> EXERCISE DESCRIPTION:
Identify each line containing the word "this" and copy it.

> THE INPUT:
·····
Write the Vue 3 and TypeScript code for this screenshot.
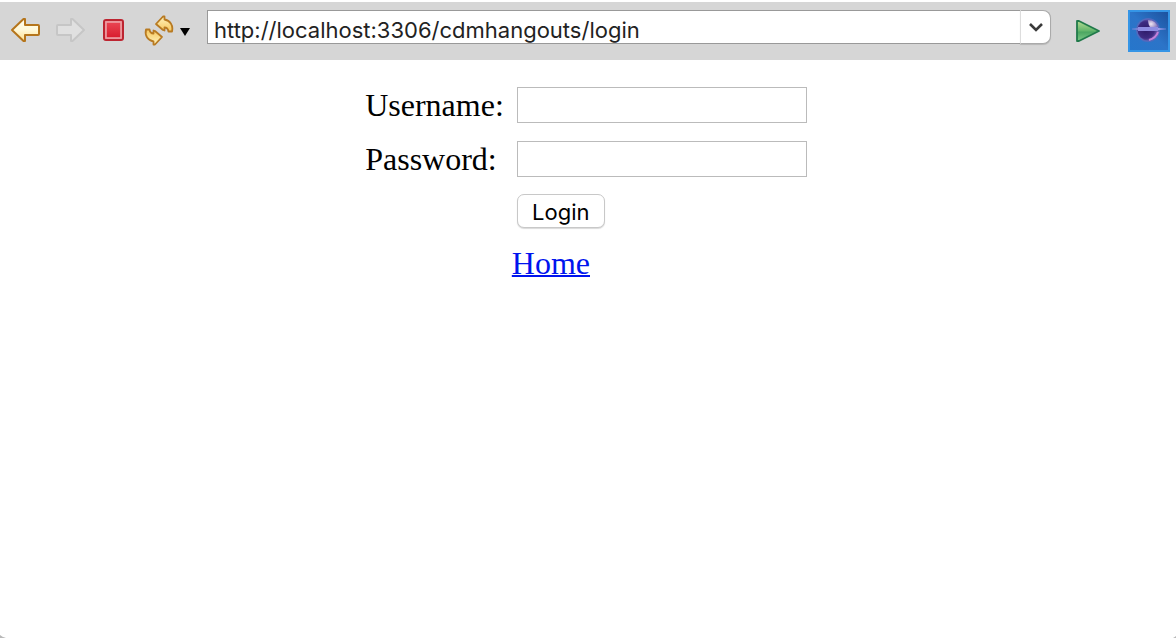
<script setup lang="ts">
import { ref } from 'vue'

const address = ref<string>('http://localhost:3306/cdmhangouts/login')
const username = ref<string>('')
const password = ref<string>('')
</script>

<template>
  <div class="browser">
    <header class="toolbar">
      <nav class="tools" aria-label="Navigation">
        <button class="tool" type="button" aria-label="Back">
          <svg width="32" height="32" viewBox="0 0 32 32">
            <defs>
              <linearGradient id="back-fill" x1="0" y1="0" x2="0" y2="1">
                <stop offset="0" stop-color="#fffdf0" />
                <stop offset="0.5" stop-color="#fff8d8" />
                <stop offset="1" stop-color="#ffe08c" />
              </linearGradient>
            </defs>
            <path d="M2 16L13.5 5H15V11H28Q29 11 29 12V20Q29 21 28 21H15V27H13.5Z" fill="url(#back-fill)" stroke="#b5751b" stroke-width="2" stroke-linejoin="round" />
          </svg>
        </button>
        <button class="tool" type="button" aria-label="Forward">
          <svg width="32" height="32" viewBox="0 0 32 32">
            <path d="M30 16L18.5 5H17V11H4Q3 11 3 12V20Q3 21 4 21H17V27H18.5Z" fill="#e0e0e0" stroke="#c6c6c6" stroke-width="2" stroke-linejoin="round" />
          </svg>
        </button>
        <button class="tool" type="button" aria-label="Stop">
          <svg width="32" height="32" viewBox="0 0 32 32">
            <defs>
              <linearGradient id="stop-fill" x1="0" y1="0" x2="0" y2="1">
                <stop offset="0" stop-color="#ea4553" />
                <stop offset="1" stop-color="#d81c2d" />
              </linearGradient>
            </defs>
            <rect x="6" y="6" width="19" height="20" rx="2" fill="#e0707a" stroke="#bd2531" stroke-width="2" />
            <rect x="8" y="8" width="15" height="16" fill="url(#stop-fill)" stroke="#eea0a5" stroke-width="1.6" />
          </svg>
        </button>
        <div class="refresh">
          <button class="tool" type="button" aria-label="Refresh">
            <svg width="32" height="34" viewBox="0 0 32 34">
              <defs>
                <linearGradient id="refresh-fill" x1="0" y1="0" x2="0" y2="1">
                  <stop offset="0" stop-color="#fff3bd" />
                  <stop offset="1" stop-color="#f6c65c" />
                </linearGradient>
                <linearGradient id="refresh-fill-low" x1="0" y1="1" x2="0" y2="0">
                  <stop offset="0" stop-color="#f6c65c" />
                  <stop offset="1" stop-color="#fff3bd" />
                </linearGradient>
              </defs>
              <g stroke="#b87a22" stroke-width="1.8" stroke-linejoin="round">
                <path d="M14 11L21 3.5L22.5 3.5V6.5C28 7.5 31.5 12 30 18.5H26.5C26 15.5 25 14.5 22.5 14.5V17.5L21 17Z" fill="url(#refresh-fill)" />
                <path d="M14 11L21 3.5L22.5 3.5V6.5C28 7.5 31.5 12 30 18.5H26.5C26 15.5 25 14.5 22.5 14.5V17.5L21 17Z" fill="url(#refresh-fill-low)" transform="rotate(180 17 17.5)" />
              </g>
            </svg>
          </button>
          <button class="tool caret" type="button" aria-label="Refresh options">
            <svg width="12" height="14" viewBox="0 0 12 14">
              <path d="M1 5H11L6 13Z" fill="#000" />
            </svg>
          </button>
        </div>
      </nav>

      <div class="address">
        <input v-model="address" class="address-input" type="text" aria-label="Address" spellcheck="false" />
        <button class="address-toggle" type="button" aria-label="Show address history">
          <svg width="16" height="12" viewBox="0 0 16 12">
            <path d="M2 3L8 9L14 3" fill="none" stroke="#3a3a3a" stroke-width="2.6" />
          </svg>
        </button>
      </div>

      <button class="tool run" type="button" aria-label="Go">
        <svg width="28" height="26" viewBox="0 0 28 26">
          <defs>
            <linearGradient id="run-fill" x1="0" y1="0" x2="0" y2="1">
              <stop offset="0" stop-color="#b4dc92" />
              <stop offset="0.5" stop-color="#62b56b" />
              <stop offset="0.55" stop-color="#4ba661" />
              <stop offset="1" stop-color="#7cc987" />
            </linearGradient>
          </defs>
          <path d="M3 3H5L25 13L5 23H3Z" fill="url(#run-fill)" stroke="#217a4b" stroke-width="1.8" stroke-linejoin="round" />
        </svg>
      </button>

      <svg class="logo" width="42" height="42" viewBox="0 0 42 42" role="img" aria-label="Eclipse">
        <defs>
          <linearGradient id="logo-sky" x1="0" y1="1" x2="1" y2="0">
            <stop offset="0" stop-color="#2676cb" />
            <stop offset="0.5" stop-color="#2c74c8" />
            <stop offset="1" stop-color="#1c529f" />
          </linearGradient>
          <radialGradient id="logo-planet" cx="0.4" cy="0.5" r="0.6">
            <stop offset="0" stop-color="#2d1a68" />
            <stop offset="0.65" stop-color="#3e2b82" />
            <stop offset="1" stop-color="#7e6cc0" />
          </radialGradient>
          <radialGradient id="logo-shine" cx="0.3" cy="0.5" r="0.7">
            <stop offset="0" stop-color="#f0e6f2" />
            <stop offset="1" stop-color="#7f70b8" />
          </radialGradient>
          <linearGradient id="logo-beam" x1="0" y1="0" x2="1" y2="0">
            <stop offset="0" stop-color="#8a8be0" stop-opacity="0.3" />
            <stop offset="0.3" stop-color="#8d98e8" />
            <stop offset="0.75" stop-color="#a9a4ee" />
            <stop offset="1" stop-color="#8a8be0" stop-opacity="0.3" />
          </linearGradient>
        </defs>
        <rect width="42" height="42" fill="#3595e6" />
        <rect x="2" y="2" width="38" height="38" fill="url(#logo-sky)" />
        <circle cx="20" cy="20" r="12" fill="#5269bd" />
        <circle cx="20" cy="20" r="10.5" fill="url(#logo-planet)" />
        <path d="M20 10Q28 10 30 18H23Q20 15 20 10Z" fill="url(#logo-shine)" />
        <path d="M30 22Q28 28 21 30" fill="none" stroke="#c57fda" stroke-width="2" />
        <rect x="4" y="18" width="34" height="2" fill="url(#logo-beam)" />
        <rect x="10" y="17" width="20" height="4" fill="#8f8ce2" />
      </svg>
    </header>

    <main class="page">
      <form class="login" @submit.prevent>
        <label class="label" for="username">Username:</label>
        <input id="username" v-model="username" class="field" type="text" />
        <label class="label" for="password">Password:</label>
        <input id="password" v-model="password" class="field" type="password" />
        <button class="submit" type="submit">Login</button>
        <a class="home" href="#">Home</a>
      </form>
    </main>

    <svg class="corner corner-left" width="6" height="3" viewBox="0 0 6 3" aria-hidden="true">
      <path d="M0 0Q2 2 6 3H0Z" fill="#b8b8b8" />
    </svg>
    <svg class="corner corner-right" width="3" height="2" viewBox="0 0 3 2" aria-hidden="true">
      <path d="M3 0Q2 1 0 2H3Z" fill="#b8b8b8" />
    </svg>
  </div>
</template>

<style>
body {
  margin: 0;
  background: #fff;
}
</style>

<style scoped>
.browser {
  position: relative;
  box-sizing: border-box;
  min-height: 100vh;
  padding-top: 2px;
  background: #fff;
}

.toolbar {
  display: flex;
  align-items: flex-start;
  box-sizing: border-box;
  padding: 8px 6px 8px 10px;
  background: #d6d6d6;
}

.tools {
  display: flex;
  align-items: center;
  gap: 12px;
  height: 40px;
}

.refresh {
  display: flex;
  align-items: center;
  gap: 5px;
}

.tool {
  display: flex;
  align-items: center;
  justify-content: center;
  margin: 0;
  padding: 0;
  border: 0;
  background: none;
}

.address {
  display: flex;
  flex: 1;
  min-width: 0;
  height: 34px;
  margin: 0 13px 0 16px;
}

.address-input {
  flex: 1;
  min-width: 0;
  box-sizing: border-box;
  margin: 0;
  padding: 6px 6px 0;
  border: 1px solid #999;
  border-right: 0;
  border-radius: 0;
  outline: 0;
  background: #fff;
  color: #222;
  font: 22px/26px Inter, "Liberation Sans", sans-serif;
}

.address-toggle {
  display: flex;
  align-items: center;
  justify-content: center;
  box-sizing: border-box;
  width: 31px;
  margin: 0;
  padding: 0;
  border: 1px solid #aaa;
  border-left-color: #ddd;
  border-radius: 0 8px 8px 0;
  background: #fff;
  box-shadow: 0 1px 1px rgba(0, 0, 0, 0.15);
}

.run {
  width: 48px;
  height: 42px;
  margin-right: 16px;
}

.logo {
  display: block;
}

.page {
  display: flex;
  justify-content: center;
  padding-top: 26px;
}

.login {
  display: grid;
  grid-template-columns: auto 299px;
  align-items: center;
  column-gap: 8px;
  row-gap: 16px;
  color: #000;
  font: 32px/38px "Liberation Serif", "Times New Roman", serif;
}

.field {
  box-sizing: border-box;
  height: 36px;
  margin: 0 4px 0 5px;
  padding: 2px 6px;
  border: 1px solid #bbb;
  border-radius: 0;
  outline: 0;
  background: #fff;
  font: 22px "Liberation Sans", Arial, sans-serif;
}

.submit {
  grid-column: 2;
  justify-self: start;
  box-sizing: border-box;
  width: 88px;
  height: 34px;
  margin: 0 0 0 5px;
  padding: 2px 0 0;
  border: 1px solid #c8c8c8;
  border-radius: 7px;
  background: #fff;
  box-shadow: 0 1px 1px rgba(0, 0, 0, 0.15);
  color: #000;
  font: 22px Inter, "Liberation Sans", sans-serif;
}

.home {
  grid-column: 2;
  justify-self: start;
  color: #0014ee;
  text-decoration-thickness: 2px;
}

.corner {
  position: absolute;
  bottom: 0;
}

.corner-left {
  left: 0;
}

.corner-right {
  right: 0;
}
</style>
·····
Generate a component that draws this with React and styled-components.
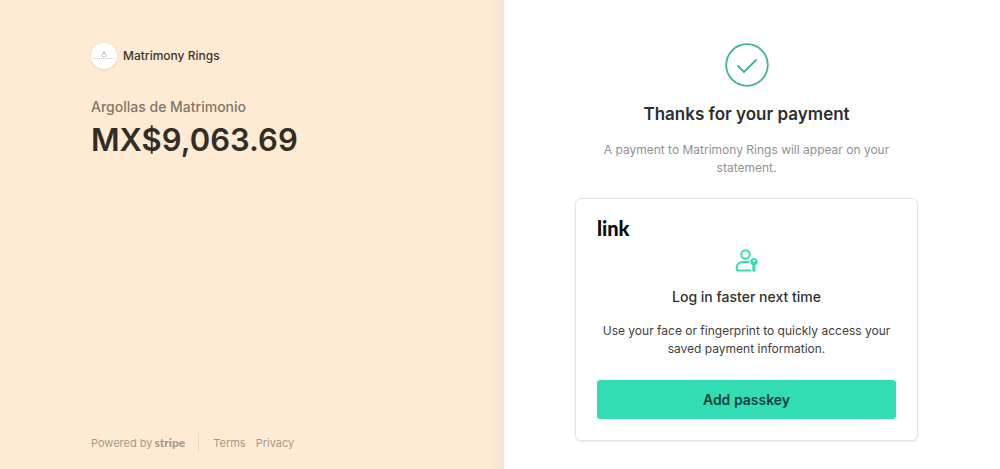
·····
> WORKED SOLUTION:
Write the Vue 3 and TypeScript code for this screenshot.
Generate a component that draws this with React and styled-components.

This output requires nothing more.